If you have other opinions about the book, please don’t hesitate to share.

This Day in History, 1939 – First British Ship Sunk by Germans

On September 3, 1939, the British passenger liner SS Athenia was sunk by the German sub U-30. This was the first British ship sunk in World War II, and because it was a passenger vessel, rather than a cargo ship, it was a violation of existing treaties between Germany and England. In fact, the Germans did not admit to sinking Athenia until well after the end of the war. Many didn’t believe that the Germans would have sunk a passenger liner, as there was much to lose, and little to gain, by doing so.

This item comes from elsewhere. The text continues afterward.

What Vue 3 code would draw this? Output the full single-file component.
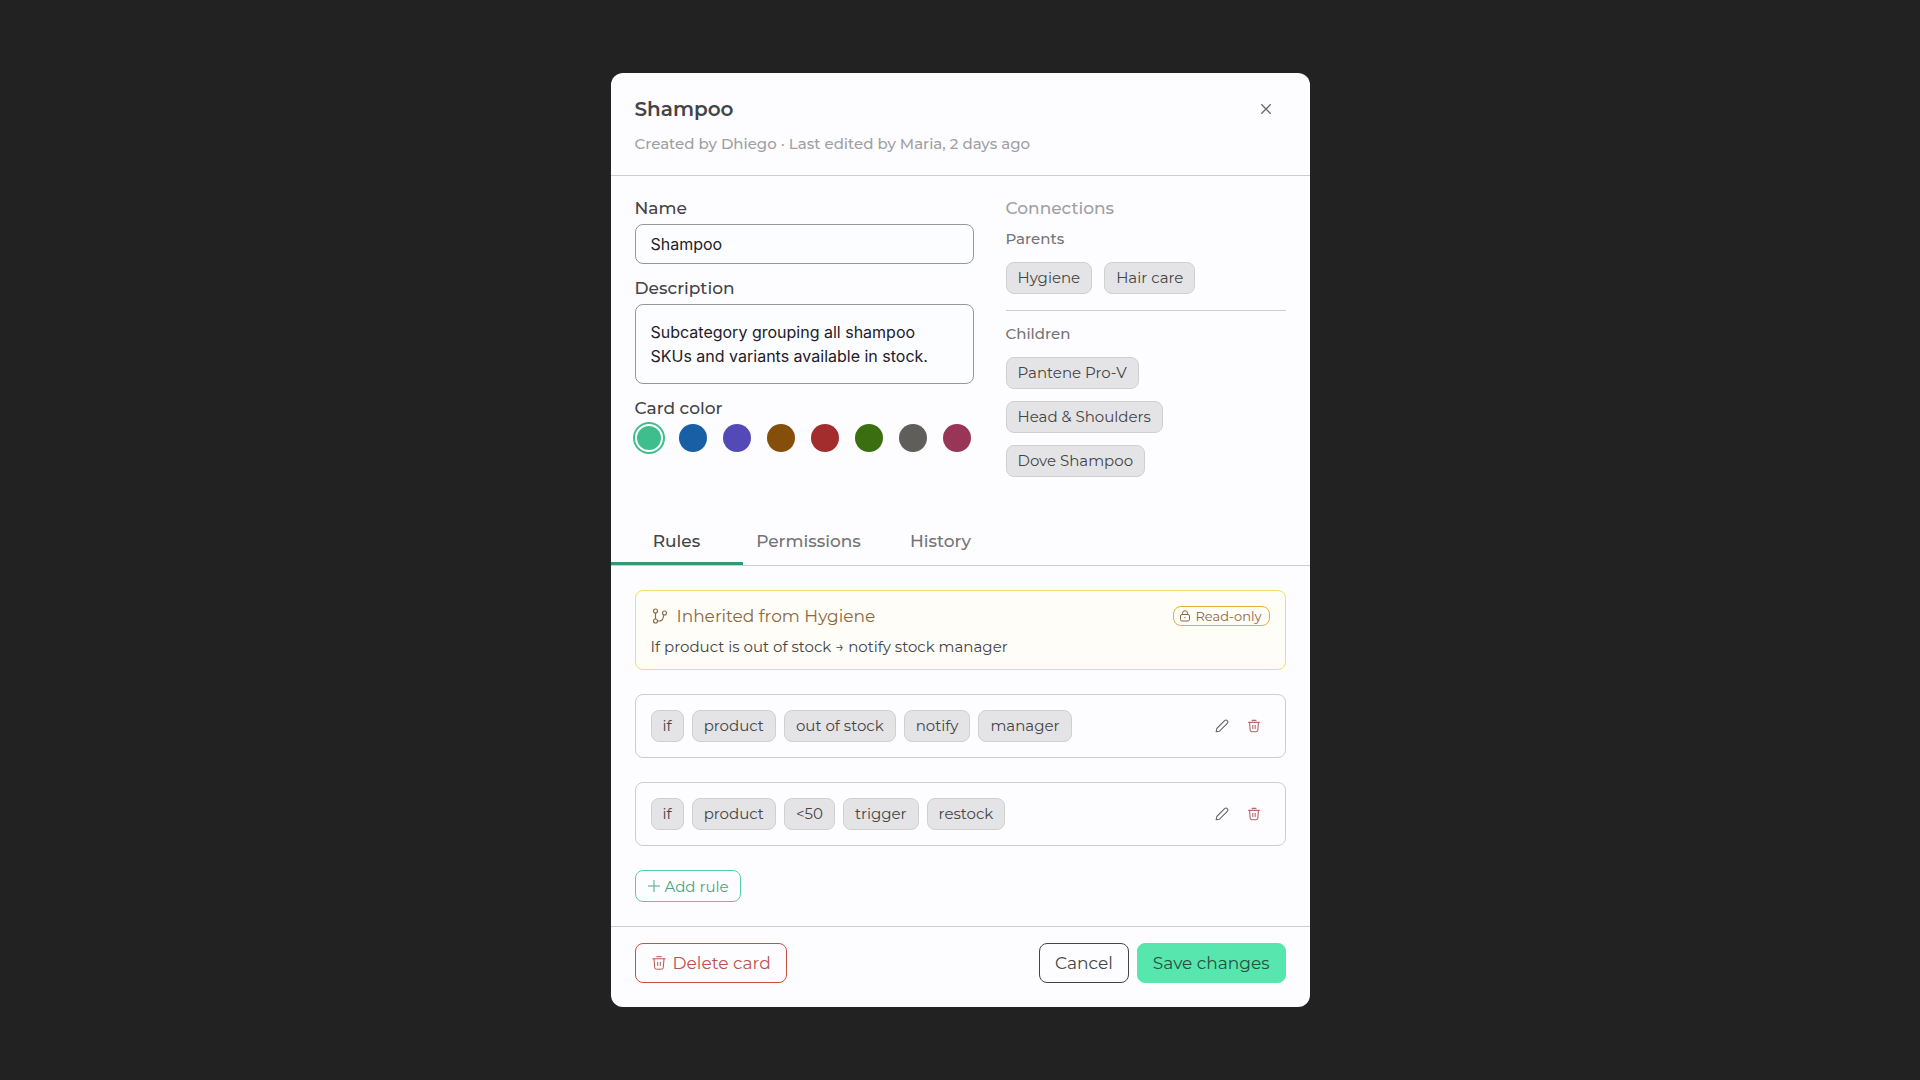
<template>
  <div class="overlay">
    <form class="card-modal" @submit.prevent>
      <header class="modal-header">
        <div class="title-row">
          <h1 class="title">{{ name }}</h1>
          <button type="button" class="icon-button" aria-label="Close">
            <svg width="16" height="16" viewBox="0 0 16 16" fill="none" stroke="currentColor" stroke-width="1.3">
              <path d="M3.3 3.3l9.4 9.4M12.7 3.3l-9.4 9.4" />
            </svg>
          </button>
        </div>
        <p class="subtitle">Created by Dhiego · Last edited by Maria, 2 days ago</p>
      </header>

      <section class="details">
        <div class="fields">
          <div class="field">
            <label for="card-name">Name</label>
            <input id="card-name" v-model="name" type="text" class="text-input" />
          </div>
          <div class="field">
            <label for="card-description">Description</label>
            <textarea id="card-description" v-model="description" rows="2" class="text-input text-area"></textarea>
          </div>
          <fieldset class="field colors">
            <legend>Card color</legend>
            <div class="swatches">
              <input
                v-for="color in colors"
                :key="color.value"
                v-model="selectedColor"
                type="radio"
                name="card-color"
                class="swatch"
                :value="color.value"
                :aria-label="color.label"
                :style="{ '--swatch': color.value }"
              />
            </div>
          </fieldset>
        </div>

        <div class="connections">
          <h2 class="connections-title">Connections</h2>
          <div class="connection-group">
            <h3>Parents</h3>
            <div class="parent-chips">
              <span v-for="parent in parents" :key="parent" class="chip">{{ parent }}</span>
            </div>
          </div>
          <div class="connection-group bordered">
            <h3>Children</h3>
            <div class="child-chips">
              <span v-for="child in children" :key="child" class="chip">{{ child }}</span>
            </div>
          </div>
        </div>
      </section>

      <nav class="tabs" role="tablist">
        <button
          v-for="tab in tabs"
          :key="tab"
          type="button"
          role="tab"
          class="tab"
          :class="{ active: tab === activeTab }"
          :aria-selected="tab === activeTab"
          @click="activeTab = tab"
        >
          {{ tab }}
        </button>
      </nav>

      <section class="rules">
        <div class="inherited">
          <div class="inherited-header">
            <svg width="18" height="18" viewBox="0 0 18 18" fill="none" stroke="currentColor" stroke-width="1.1">
              <circle cx="4.5" cy="4" r="2" />
              <circle cx="4.5" cy="14" r="2" />
              <circle cx="13.5" cy="6" r="2" />
              <path d="M4.5 6v6M6.5 14h1.7a4 4 0 0 0 3.9-3.2L12.9 8" />
            </svg>
            <h2>Inherited from Hygiene</h2>
            <span class="badge">
              <svg width="12" height="12" viewBox="0 0 12 12" fill="none" stroke="currentColor" stroke-width="1">
                <rect x="1.5" y="4.5" width="9" height="6.5" rx="1.5" />
                <path d="M3.5 4.5V3.2a2.5 2.5 0 0 1 5 0v1.3M5.4 7.7h1.2" />
              </svg>
              Read-only
            </span>
          </div>
          <p>If product is out of stock → notify stock manager</p>
        </div>

        <div v-for="(rule, index) in rules" :key="index" class="rule">
          <div class="rule-chips">
            <span v-for="part in rule" :key="part" class="chip">{{ part }}</span>
          </div>
          <div class="rule-actions">
            <button type="button" class="icon-button" aria-label="Edit rule">
              <svg width="16" height="16" viewBox="0 0 16 16" fill="none" stroke="currentColor" stroke-width="1.1" stroke-linejoin="round">
                <path d="M2.2 13.8l.6-3.3 7.8-7.8a1.85 1.85 0 0 1 2.7 2.7l-7.8 7.8z" />
              </svg>
            </button>
            <button type="button" class="icon-button danger" aria-label="Delete rule">
              <svg width="16" height="16" viewBox="0 0 16 16" fill="none" stroke="currentColor" stroke-width="1.1">
                <path d="M2.2 4.4h11.6M5.6 2.4h4.8M3.5 4.4l.7 8a1.5 1.5 0 0 0 1.5 1.3h4.6a1.5 1.5 0 0 0 1.5-1.3l.7-8M6.8 7v4M9.2 7v4" />
              </svg>
            </button>
          </div>
        </div>

        <button type="button" class="add-rule">
          <svg width="14" height="14" viewBox="0 0 14 14" fill="none" stroke="currentColor" stroke-width="1">
            <path d="M7 1v12M1 7h12" />
          </svg>
          Add rule
        </button>
      </section>

      <footer class="modal-footer">
        <button type="button" class="action delete">
          <svg width="16" height="16" viewBox="0 0 16 16" fill="none" stroke="currentColor" stroke-width="1">
            <path d="M1.5 3.8h13M5.4 1.7h5.2M3 3.8l.7 8.9a1.6 1.6 0 0 0 1.6 1.5h5.4a1.6 1.6 0 0 0 1.6-1.5l.7-8.9M6.7 6.8v4M9.3 6.8v4" />
          </svg>
          Delete card
        </button>
        <button type="button" class="action cancel">Cancel</button>
        <button type="submit" class="action save">Save changes</button>
      </footer>
    </form>
  </div>
</template>

<script setup>
import { ref } from 'vue'

const name = ref('Shampoo')
const description = ref('Subcategory grouping all shampoo SKUs and variants available in stock.')

const colors = [
  { label: 'Green', value: '#3dbe8b' },
  { label: 'Blue', value: '#185fa5' },
  { label: 'Purple', value: '#534ab7' },
  { label: 'Brown', value: '#854f0b' },
  { label: 'Red', value: '#a32d2d' },
  { label: 'Dark green', value: '#3b6d11' },
  { label: 'Gray', value: '#5f5e5a' },
  { label: 'Pink', value: '#993556' }
]
const selectedColor = ref('#3dbe8b')

const parents = ['Hygiene', 'Hair care']
const children = ['Pantene Pro-V', 'Head & Shoulders', 'Dove Shampoo']

const tabs = ['Rules', 'Permissions', 'History']
const activeTab = ref('Rules')

const rules = [
  ['if', 'product', 'out of stock', 'notify', 'manager'],
  ['if', 'product', '<50', 'trigger', 'restock']
]
</script>

<style>
body {
  margin: 0;
  background: #222222;
}
</style>

<style scoped>
.overlay {
  min-height: 100vh;
  display: flex;
  align-items: center;
  justify-content: center;
  font-family: Montserrat, Inter, sans-serif;
  color: #444446;
}

.card-modal {
  width: 100%;
  max-width: 699px;
  background: #fdfdff;
  border-radius: 12px;
  overflow: hidden;
}

h1,
h2,
h3,
p {
  margin: 0;
}

button {
  font-family: inherit;
  cursor: pointer;
}

svg {
  flex-shrink: 0;
}

.modal-header {
  padding: 24px;
  border-bottom: 1px solid #cdcdd0;
}

.title-row {
  display: flex;
  align-items: center;
  justify-content: space-between;
  margin-bottom: 16px;
}

.title {
  font-size: 20px;
  font-weight: 600;
  line-height: 24px;
}

.title-row .icon-button {
  margin-right: 8px;
}

.subtitle {
  font-size: 15px;
  font-weight: 500;
  line-height: 14px;
  color: #a0a0a2;
}

.icon-button {
  width: 24px;
  height: 24px;
  padding: 0;
  display: flex;
  align-items: center;
  justify-content: center;
  background: none;
  border: none;
  color: #69696b;
}

.icon-button.danger {
  color: #b56a6c;
}

.details {
  display: flex;
  gap: 32px;
  padding: 24px 24px 40px;
}

.fields {
  flex: 1;
  display: flex;
  flex-direction: column;
  gap: 16px;
}

.field {
  display: flex;
  flex-direction: column;
  gap: 8px;
}

.field label,
.colors legend {
  font-size: 17px;
  font-weight: 500;
  line-height: 16px;
}

.text-input {
  box-sizing: border-box;
  width: 100%;
  height: 40px;
  padding: 0 15px;
  border: 1px solid #98989b;
  border-radius: 8px;
  background: #fcfdff;
  color: #1f2029;
  font-family: Inter, sans-serif;
  font-size: 16px;
  line-height: 24px;
}

.text-area {
  height: 80px;
  padding: 15px;
  resize: none;
  overflow: hidden;
}

.colors {
  margin: 0;
  padding: 0;
  border: none;
  min-width: 0;
}

.colors legend {
  padding: 0 0 8px;
}

.swatches {
  display: flex;
  gap: 16px;
}

.swatch {
  appearance: none;
  box-sizing: border-box;
  width: 28px;
  height: 28px;
  margin: 0;
  border-radius: 50%;
  background: var(--swatch);
  cursor: pointer;
}

.swatch:checked {
  border: 2px solid #fdfdff;
  box-shadow: 0 0 0 2px var(--swatch);
}

.connections {
  width: 280px;
}

.connections-title {
  margin-bottom: 16px;
  font-size: 17px;
  font-weight: 500;
  line-height: 16px;
  color: #a0a0a2;
}

.connection-group h3 {
  margin-bottom: 16px;
  font-size: 15px;
  font-weight: 500;
  line-height: 14px;
  color: #747476;
}

.connection-group.bordered {
  margin-top: 16px;
  padding-top: 16px;
  border-top: 1px solid #cdcdd0;
}

.parent-chips {
  display: flex;
  flex-wrap: wrap;
  gap: 12px;
}

.child-chips {
  display: flex;
  flex-direction: column;
  align-items: flex-start;
  gap: 12px;
}

.chip {
  box-sizing: border-box;
  height: 32px;
  padding: 0 11px;
  border: 1px solid #d0d0d2;
  border-radius: 8px;
  background: #e4e4e6;
  font-size: 15px;
  font-weight: 400;
  line-height: 30px;
  white-space: nowrap;
}

.tabs {
  display: flex;
  border-bottom: 1px solid #cdcdd0;
}

.tab {
  width: 132px;
  height: 48px;
  padding: 3px 0 0;
  border: none;
  border-bottom: 3px solid transparent;
  background: none;
  color: #747476;
  font-size: 17px;
  font-weight: 500;
}

.tab.active {
  border-bottom-color: #339973;
  color: #444446;
}

.rules {
  display: flex;
  flex-direction: column;
  gap: 24px;
  padding: 24px;
}

.inherited {
  padding: 15px;
  border: 1px solid #f0df68;
  border-radius: 8px;
  background: #fffdf7;
}

.inherited-header {
  display: flex;
  align-items: center;
  margin-bottom: 14px;
  color: #8c6742;
}

.inherited h2 {
  flex: 1;
  margin-left: 8px;
  font-size: 17px;
  font-weight: 400;
  line-height: 20px;
}

.inherited p {
  font-size: 15px;
  font-weight: 400;
  line-height: 14px;
}

.badge {
  box-sizing: border-box;
  height: 20px;
  padding: 0 7px 0 5px;
  display: flex;
  align-items: center;
  gap: 4px;
  border: 1px solid #dcb43c;
  border-radius: 8px;
  font-size: 13px;
  line-height: 18px;
}

.rule {
  display: flex;
  align-items: center;
  justify-content: space-between;
  padding: 15px;
  border: 1px solid #cdcdd0;
  border-radius: 8px;
}

.rule-chips {
  display: flex;
  gap: 8px;
}

.rule-actions {
  display: flex;
  gap: 8px;
  margin-right: 4px;
}

.add-rule {
  align-self: flex-start;
  height: 32px;
  padding: 0 11px;
  display: flex;
  align-items: center;
  gap: 4px;
  border: 1px solid #55cfa5;
  border-radius: 8px;
  background: none;
  color: #4aa584;
  font-size: 15px;
  font-weight: 400;
}

.modal-footer {
  display: flex;
  gap: 8px;
  padding: 16px 24px 24px;
  border-top: 1px solid #cdcdd0;
}

.action {
  height: 40px;
  padding: 0 15px;
  display: flex;
  align-items: center;
  gap: 6px;
  border: 1px solid #444446;
  border-radius: 8px;
  background: none;
  color: #444446;
  font-size: 17px;
  font-weight: 400;
}

.action.delete {
  margin-right: auto;
  border-color: #c94f46;
  color: #b9534f;
}

.action.save {
  border-color: #57e6ad;
  background: #57e6ad;
  color: #27503f;
}
</style>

118 people lost their lives, from more than 1100 on board, and much that loss occurred during the rescue. Because the seas were calm, many vessels were able to assist Athenia, and most did so successfully. A Norwegian vessel, Knute Nelson, caused about 50 deaths when it suddenly steamed full speed ahead, sucking a full lifeboat that was aside it into its propeller.

This Day in History, 1601 – Dutch complete circumnavigation of the world

On this day in 1601, Olivier van Noort arrived back in Rotterdam, becoming the first Dutchman to circumnavigate the globe. He left in July 1598, with four ships, but arrived back home just over three years later with only one vessel – Mauritius. He also returned with just 45 of the 248 who left with him.

While he was the first Dutchman to circumnavigate the globe, a fair number of other explorers already had. Ferdinand Magellan’s voyage of 1519 to 1522, of course, was the first — though Magellan himself didn’t survive the voyage. Magellan sailed with five ships – Trinidad, San Antonio, Concepción, Victoria, and Santiago – and only Victoria survived, under the leadership of Juan Sebastian Elcano.

Between 1580 and 1589, Martín Ignacio de Loyola circumnavigated the globe in both directions, becoming the first person to do that.